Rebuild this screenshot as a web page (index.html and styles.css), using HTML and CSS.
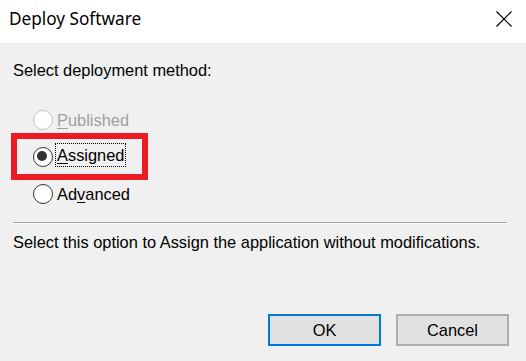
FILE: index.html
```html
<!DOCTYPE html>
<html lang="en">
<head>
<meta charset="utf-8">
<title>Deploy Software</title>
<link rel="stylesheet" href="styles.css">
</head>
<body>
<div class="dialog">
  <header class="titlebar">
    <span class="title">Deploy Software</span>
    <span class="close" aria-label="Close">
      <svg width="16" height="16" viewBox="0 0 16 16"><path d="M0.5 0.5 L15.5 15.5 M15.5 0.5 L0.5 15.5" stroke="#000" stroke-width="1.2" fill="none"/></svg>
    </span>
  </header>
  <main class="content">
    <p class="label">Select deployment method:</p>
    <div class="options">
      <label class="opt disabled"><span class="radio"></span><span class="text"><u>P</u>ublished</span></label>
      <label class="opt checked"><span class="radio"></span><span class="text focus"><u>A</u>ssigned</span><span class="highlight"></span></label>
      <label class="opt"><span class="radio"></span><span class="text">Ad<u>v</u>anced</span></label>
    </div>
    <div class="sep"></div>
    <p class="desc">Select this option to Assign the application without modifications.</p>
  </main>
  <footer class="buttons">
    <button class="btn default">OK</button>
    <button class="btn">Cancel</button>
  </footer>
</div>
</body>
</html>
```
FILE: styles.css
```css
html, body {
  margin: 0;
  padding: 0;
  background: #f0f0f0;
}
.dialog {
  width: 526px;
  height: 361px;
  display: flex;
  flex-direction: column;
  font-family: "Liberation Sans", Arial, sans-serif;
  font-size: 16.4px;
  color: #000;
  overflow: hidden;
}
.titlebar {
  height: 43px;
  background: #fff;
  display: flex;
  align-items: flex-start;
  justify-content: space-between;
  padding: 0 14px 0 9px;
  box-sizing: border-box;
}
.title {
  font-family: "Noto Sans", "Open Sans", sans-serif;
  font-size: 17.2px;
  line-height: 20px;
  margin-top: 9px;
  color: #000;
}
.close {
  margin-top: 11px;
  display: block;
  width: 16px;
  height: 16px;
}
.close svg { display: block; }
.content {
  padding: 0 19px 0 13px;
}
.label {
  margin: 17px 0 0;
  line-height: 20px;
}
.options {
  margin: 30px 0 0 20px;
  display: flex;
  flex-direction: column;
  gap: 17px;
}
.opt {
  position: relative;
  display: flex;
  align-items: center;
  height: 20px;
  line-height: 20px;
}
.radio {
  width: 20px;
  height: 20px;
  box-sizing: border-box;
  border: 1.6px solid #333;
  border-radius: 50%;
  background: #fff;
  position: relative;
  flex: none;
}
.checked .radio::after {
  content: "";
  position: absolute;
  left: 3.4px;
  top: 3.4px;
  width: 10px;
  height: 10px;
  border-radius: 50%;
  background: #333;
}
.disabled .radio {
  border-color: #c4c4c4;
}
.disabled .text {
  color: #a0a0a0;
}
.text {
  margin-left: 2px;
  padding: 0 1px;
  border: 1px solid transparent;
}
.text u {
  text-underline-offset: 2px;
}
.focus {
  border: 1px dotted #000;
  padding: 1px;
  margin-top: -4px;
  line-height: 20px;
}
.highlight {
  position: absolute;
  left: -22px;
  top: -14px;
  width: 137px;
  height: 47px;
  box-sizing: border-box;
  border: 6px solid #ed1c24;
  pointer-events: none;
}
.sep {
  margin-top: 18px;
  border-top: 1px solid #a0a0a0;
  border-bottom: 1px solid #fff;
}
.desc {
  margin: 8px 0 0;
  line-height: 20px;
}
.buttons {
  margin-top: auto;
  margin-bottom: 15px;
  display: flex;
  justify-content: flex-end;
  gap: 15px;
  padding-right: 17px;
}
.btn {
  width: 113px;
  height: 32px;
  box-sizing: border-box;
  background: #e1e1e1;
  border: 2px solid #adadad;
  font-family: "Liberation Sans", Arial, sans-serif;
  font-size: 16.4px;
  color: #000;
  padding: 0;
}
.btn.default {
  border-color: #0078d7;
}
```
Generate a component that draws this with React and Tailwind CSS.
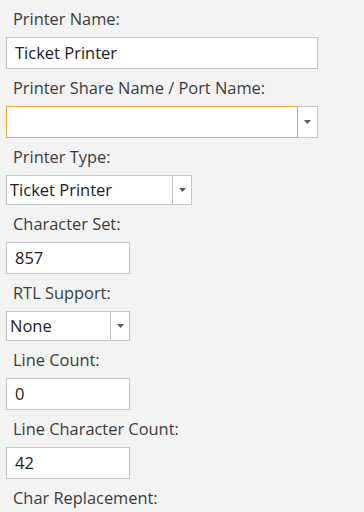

=-=-=

Leave out the pictures and print each record exactly as it stands.

▶ Answer to this task:
Rebuild this screenshot as a web page (index.html and styles.css), using HTML and CSS.
FILE: index.html
```html
<!DOCTYPE html>
<html lang="en">
<head>
<meta charset="utf-8">
<title>Deploy Software</title>
<link rel="stylesheet" href="styles.css">
</head>
<body>
<div class="dialog">
  <header class="titlebar">
    <span class="title">Deploy Software</span>
    <span class="close" aria-label="Close">
      <svg width="16" height="16" viewBox="0 0 16 16"><path d="M0.5 0.5 L15.5 15.5 M15.5 0.5 L0.5 15.5" stroke="#000" stroke-width="1.2" fill="none"/></svg>
    </span>
  </header>
  <main class="content">
    <p class="label">Select deployment method:</p>
    <div class="options">
      <label class="opt disabled"><span class="radio"></span><span class="text"><u>P</u>ublished</span></label>
      <label class="opt checked"><span class="radio"></span><span class="text focus"><u>A</u>ssigned</span><span class="highlight"></span></label>
      <label class="opt"><span class="radio"></span><span class="text">Ad<u>v</u>anced</span></label>
    </div>
    <div class="sep"></div>
    <p class="desc">Select this option to Assign the application without modifications.</p>
  </main>
  <footer class="buttons">
    <button class="btn default">OK</button>
    <button class="btn">Cancel</button>
  </footer>
</div>
</body>
</html>
```
FILE: styles.css
```css
html, body {
  margin: 0;
  padding: 0;
  background: #f0f0f0;
}
.dialog {
  width: 526px;
  height: 361px;
  display: flex;
  flex-direction: column;
  font-family: "Liberation Sans", Arial, sans-serif;
  font-size: 16.4px;
  color: #000;
  overflow: hidden;
}
.titlebar {
  height: 43px;
  background: #fff;
  display: flex;
  align-items: flex-start;
  justify-content: space-between;
  padding: 0 14px 0 9px;
  box-sizing: border-box;
}
.title {
  font-family: "Noto Sans", "Open Sans", sans-serif;
  font-size: 17.2px;
  line-height: 20px;
  margin-top: 9px;
  color: #000;
}
.close {
  margin-top: 11px;
  display: block;
  width: 16px;
  height: 16px;
}
.close svg { display: block; }
.content {
  padding: 0 19px 0 13px;
}
.label {
  margin: 17px 0 0;
  line-height: 20px;
}
.options {
  margin: 30px 0 0 20px;
  display: flex;
  flex-direction: column;
  gap: 17px;
}
.opt {
  position: relative;
  display: flex;
  align-items: center;
  height: 20px;
  line-height: 20px;
}
.radio {
  width: 20px;
  height: 20px;
  box-sizing: border-box;
  border: 1.6px solid #333;
  border-radius: 50%;
  background: #fff;
  position: relative;
  flex: none;
}
.checked .radio::after {
  content: "";
  position: absolute;
  left: 3.4px;
  top: 3.4px;
  width: 10px;
  height: 10px;
  border-radius: 50%;
  background: #333;
}
.disabled .radio {
  border-color: #c4c4c4;
}
.disabled .text {
  color: #a0a0a0;
}
.text {
  margin-left: 2px;
  padding: 0 1px;
  border: 1px solid transparent;
}
.text u {
  text-underline-offset: 2px;
}
.focus {
  border: 1px dotted #000;
  padding: 1px;
  margin-top: -4px;
  line-height: 20px;
}
.highlight {
  position: absolute;
  left: -22px;
  top: -14px;
  width: 137px;
  height: 47px;
  box-sizing: border-box;
  border: 6px solid #ed1c24;
  pointer-events: none;
}
.sep {
  margin-top: 18px;
  border-top: 1px solid #a0a0a0;
  border-bottom: 1px solid #fff;
}
.desc {
  margin: 8px 0 0;
  line-height: 20px;
}
.buttons {
  margin-top: auto;
  margin-bottom: 15px;
  display: flex;
  justify-content: flex-end;
  gap: 15px;
  padding-right: 17px;
}
.btn {
  width: 113px;
  height: 32px;
  box-sizing: border-box;
  background: #e1e1e1;
  border: 2px solid #adadad;
  font-family: "Liberation Sans", Arial, sans-serif;
  font-size: 16.4px;
  color: #000;
  padding: 0;
}
.btn.default {
  border-color: #0078d7;
}
```
Generate a component that draws this with React and Tailwind CSS.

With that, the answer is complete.